You see, they had requested this game. They wanted to have a night of disobeying. So, I did my part and issued orders and instructions for them to disobey:
“Keep your clothes on!”
“Make sure you stay dry!”
“Only grown-ups get to use washcloths.”
“Stay where you are until next Tuesday.”
“Take all of your toys out and put them on the floor.”
“No pajamas allowed.”
“I don’t want to see any kids on the couch.”
On and on it went. Me barking orders and them disobeying. Before I knew it, I had two children bathed, in pajamas and on the couch for bedtime stories. And, they were delighted. I thought I was going to lose Daughter at one point when she started fussing about the bubbles in the bath (the girl does NOT like bubbles in her bath – she’s a purist). But, all it took was a stern warning that I wanted to hear some fussing and whining for her to quit and start laughing.
For about an hour, they were united as a team against mommy. There was much laughter as they went about their naughty tasks: taking a bath, cleaning their room, and getting ready for bedtime reading. Even though Son and Daughter knew it was a game and I was saying the opposite of what I wanted to happen, they were nearly drunk on the delight of disobeying. It was fun to watch. And, it served its purpose. We accomplished everything we needed to do in record time.
I used a similar strategy a couple of weeks ago when Son was starting to potty talk out of boredom. Stealing a trick from a friend, I offered up a Potty Talk Extravaganza. I gave Son three minutes to say as many potty words as he could. So, he strung together every potty talk word he could think of (“fart” was prominently featured) and laughed uncontrollably for three minutes. Then, I called time and we went back to normal.
These episodes have reminded me of the joy of disobedience and the power of silliness. Most of us get told what to do more often than we would like. We all need a break from the rules every now and again. A chance to be defiant and naughty; a chance to thumb our noses at authority.
During the Disobedience Extravaganza I couldn’t help but notice that while I was giving “opposite” orders last night, they were simply taking the place of the real orders I typically give – take your clothes off, get in the bath, let me wash your hair, get out of the bath, put on your pajamas, clean up your toys, choose your books, etc. I’ve read stats on the number of requests for her attention that a mom of young children receives each day, but this highlighted for me the number of instructions and requests for compliance I issue to my children each day. No wonder they need a break!
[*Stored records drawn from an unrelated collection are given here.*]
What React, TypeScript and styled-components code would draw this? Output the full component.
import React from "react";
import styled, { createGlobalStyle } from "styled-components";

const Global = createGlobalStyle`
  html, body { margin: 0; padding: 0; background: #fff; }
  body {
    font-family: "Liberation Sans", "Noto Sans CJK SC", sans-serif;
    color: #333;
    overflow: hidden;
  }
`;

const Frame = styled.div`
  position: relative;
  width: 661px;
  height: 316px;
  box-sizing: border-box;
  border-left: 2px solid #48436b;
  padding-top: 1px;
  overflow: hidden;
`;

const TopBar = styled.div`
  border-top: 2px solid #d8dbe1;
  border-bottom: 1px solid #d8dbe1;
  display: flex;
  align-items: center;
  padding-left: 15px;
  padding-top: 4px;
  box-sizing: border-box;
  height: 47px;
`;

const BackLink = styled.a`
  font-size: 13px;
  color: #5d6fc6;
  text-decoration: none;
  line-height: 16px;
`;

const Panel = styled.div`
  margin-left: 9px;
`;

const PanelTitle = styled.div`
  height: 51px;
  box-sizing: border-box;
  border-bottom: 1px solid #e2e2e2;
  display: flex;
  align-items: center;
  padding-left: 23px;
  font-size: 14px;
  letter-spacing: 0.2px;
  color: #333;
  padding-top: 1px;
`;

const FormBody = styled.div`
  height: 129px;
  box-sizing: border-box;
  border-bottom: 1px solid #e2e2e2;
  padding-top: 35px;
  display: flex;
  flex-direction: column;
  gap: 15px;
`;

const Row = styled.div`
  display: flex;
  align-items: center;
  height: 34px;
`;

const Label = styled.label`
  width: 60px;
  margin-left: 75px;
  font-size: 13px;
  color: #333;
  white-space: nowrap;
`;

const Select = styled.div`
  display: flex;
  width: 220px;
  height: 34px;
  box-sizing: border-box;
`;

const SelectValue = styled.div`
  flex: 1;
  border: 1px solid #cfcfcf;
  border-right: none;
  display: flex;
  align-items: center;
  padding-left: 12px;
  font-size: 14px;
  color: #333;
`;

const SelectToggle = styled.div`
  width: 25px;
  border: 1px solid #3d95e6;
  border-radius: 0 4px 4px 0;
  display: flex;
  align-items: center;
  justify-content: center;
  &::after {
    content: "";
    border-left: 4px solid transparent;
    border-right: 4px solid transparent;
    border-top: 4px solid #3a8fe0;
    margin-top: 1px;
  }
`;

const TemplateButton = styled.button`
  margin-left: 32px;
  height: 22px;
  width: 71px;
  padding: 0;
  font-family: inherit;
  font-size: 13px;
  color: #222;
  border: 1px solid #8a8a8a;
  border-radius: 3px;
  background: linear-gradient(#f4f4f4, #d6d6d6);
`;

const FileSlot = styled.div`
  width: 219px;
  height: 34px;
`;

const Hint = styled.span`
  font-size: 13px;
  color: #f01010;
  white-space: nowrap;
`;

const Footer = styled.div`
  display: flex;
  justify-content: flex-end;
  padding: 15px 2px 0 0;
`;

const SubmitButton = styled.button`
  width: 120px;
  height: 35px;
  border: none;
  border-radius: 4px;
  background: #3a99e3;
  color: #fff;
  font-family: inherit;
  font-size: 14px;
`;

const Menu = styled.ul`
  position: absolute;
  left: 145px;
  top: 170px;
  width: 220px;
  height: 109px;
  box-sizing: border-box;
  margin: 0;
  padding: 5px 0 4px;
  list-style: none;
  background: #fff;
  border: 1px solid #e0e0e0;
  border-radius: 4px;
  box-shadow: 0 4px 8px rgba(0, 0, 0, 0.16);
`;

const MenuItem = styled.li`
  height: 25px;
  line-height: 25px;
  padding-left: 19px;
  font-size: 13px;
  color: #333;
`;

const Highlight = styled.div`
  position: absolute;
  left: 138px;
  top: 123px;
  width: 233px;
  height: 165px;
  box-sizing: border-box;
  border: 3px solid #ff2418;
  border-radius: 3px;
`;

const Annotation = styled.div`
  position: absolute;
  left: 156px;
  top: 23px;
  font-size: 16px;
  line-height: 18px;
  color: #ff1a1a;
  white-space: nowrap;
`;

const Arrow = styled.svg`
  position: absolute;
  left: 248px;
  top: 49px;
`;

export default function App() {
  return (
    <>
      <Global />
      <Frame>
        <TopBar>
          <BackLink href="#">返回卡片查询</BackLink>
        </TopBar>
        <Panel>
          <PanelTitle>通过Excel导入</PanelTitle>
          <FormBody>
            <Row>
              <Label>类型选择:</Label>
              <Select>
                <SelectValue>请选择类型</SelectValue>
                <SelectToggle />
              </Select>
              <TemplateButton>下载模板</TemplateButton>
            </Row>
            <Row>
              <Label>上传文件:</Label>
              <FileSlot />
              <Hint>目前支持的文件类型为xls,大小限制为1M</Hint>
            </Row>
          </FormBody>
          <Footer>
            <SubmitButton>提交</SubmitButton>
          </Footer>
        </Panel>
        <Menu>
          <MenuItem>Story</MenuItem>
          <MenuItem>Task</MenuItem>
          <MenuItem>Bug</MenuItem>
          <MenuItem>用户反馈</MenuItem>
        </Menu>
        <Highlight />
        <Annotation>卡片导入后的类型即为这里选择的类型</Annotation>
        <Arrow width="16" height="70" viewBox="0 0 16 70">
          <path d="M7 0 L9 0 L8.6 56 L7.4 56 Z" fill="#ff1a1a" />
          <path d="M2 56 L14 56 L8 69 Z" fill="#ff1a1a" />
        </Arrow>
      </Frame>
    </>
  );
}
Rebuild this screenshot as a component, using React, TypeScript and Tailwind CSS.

I need to remember to build in more chances for my kids to be naughty on purpose. It seemed to work like a pressure release valve, relieving the tensions and resentments that were beginning to build up from always being on the receiving end of instructions and orders. It was a good recalibration for all of us – it gave Son and Daughter the freedom to disobey and it highlighted for me how tiresome it must be to have someone dictating so many of your movements.